* _Required work_:
Repeat all of the material below exactly as written, images excluded.

··· Record excerpts

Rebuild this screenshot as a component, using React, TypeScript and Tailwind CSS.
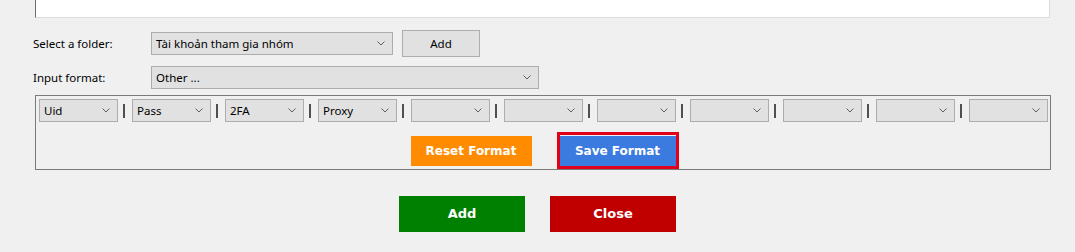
import React from "react";

const Chevron = () => (
    <svg width="8" height="5" viewBox="0 0 8 5" className="shrink-0">
        <path d="M0.5 0.5 L4 4 L7.5 0.5" stroke="#606060" fill="none" strokeWidth="1" />
    </svg>
);

const Dropdown = ({ value, className }: { value: string; className: string }) => (
    <div
        className={
            "flex items-center justify-between border border-[#adadad] bg-[#e1e1e1] pl-[4px] pr-[7px] text-[11.5px] text-black " +
            className
        }
    >
        <span className="whitespace-nowrap leading-[16px]">{value}</span>
        <Chevron />
    </div>
);

const fields = ["Uid", "Pass", "2FA", "Proxy", "", "", "", "", "", "", ""];

export default function App() {
    return (
        <div className="w-[1075px] h-[252px] bg-[#f0f0f0] overflow-hidden font-['Noto_Sans',sans-serif]">
            {/* bottom of the text box above */}
            <div className="ml-[35px] w-[1015px] h-[18px] bg-white border-l border-l-[#6d6d6d] border-r border-b border-r-[#dcdcdc] border-b-[#dcdcdc]" />

            <div className="flex items-center h-[27px] mt-[12px] pl-[33px]">
                <span className="w-[118px] text-[11.5px] text-black">Select a folder:</span>
                <Dropdown value="Tài khoản tham gia nhóm" className="w-[242px] h-[23px]" />
                <button className="ml-[9px] w-[78px] h-[27px] border border-[#adadad] bg-[#e1e1e1] text-[11.5px] text-black">
                    Add
                </button>
            </div>

            <div className="flex items-center h-[23px] mt-[9px] pl-[33px]">
                <span className="w-[118px] text-[11.5px] text-black">Input format:</span>
                <Dropdown value="Other ..." className="w-[388px] h-[23px]" />
            </div>

            <div className="ml-[35px] mt-[6px] w-[1016px] h-[75px] border border-[#7a7a7a] pt-[3px] pl-[3px]">
                <div className="flex items-center h-[23px]">
                    {fields.map((f, i) => (
                        <React.Fragment key={i}>
                            {i > 0 && <div className="ml-[5px] mr-[7px] w-[2px] h-[14px] bg-[#505050]" />}
                            <Dropdown value={f} className="w-[79px] h-[23px]" />
                        </React.Fragment>
                    ))}
                </div>
                <div className="flex items-center justify-center gap-[25px] mt-[10px] font-['DejaVu_Sans',sans-serif] font-bold text-[12px] text-white">
                    <button className="w-[121px] h-[30px] bg-[#ff8c00]">Reset Format</button>
                    <div className="w-[122px] h-[37px] border-[3px] border-[#e0001a] pt-[1px]">
                        <button className="w-full h-full bg-[#3b7be0]">Save Format</button>
                    </div>
                </div>
            </div>

            <div className="flex justify-center gap-[25px] mt-[26px] font-['DejaVu_Sans',sans-serif] font-bold text-[13px] text-white">
                <button className="w-[126px] h-[36px] bg-[#008000]">Add</button>
                <button className="w-[126px] h-[36px] bg-[#c00000]">Close</button>
            </div>
        </div>
    );
}
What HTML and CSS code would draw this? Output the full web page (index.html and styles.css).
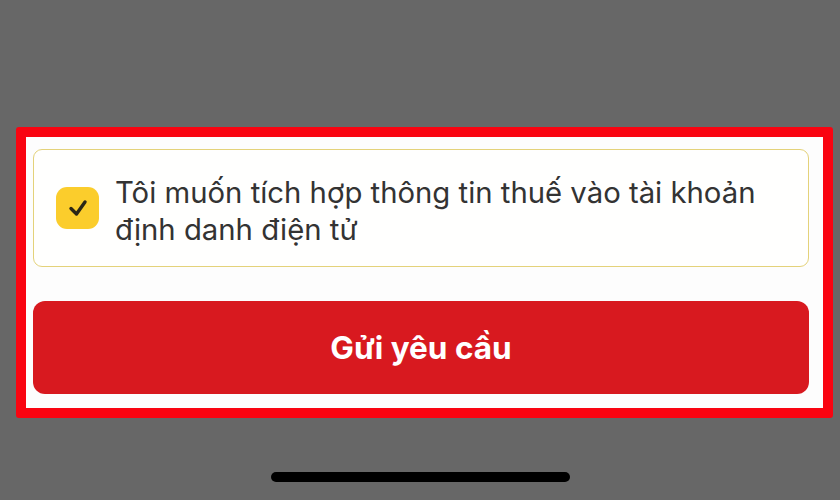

······

* _Answer to the problem_:
Rebuild this screenshot as a component, using React, TypeScript and Tailwind CSS.
import React from "react";

const Chevron = () => (
    <svg width="8" height="5" viewBox="0 0 8 5" className="shrink-0">
        <path d="M0.5 0.5 L4 4 L7.5 0.5" stroke="#606060" fill="none" strokeWidth="1" />
    </svg>
);

const Dropdown = ({ value, className }: { value: string; className: string }) => (
    <div
        className={
            "flex items-center justify-between border border-[#adadad] bg-[#e1e1e1] pl-[4px] pr-[7px] text-[11.5px] text-black " +
            className
        }
    >
        <span className="whitespace-nowrap leading-[16px]">{value}</span>
        <Chevron />
    </div>
);

const fields = ["Uid", "Pass", "2FA", "Proxy", "", "", "", "", "", "", ""];

export default function App() {
    return (
        <div className="w-[1075px] h-[252px] bg-[#f0f0f0] overflow-hidden font-['Noto_Sans',sans-serif]">
            {/* bottom of the text box above */}
            <div className="ml-[35px] w-[1015px] h-[18px] bg-white border-l border-l-[#6d6d6d] border-r border-b border-r-[#dcdcdc] border-b-[#dcdcdc]" />

            <div className="flex items-center h-[27px] mt-[12px] pl-[33px]">
                <span className="w-[118px] text-[11.5px] text-black">Select a folder:</span>
                <Dropdown value="Tài khoản tham gia nhóm" className="w-[242px] h-[23px]" />
                <button className="ml-[9px] w-[78px] h-[27px] border border-[#adadad] bg-[#e1e1e1] text-[11.5px] text-black">
                    Add
                </button>
            </div>

            <div className="flex items-center h-[23px] mt-[9px] pl-[33px]">
                <span className="w-[118px] text-[11.5px] text-black">Input format:</span>
                <Dropdown value="Other ..." className="w-[388px] h-[23px]" />
            </div>

            <div className="ml-[35px] mt-[6px] w-[1016px] h-[75px] border border-[#7a7a7a] pt-[3px] pl-[3px]">
                <div className="flex items-center h-[23px]">
                    {fields.map((f, i) => (
                        <React.Fragment key={i}>
                            {i > 0 && <div className="ml-[5px] mr-[7px] w-[2px] h-[14px] bg-[#505050]" />}
                            <Dropdown value={f} className="w-[79px] h-[23px]" />
                        </React.Fragment>
                    ))}
                </div>
                <div className="flex items-center justify-center gap-[25px] mt-[10px] font-['DejaVu_Sans',sans-serif] font-bold text-[12px] text-white">
                    <button className="w-[121px] h-[30px] bg-[#ff8c00]">Reset Format</button>
                    <div className="w-[122px] h-[37px] border-[3px] border-[#e0001a] pt-[1px]">
                        <button className="w-full h-full bg-[#3b7be0]">Save Format</button>
                    </div>
                </div>
            </div>

            <div className="flex justify-center gap-[25px] mt-[26px] font-['DejaVu_Sans',sans-serif] font-bold text-[13px] text-white">
                <button className="w-[126px] h-[36px] bg-[#008000]">Add</button>
                <button className="w-[126px] h-[36px] bg-[#c00000]">Close</button>
            </div>
        </div>
    );
}
What HTML and CSS code would draw this? Output the full web page (index.html and styles.css).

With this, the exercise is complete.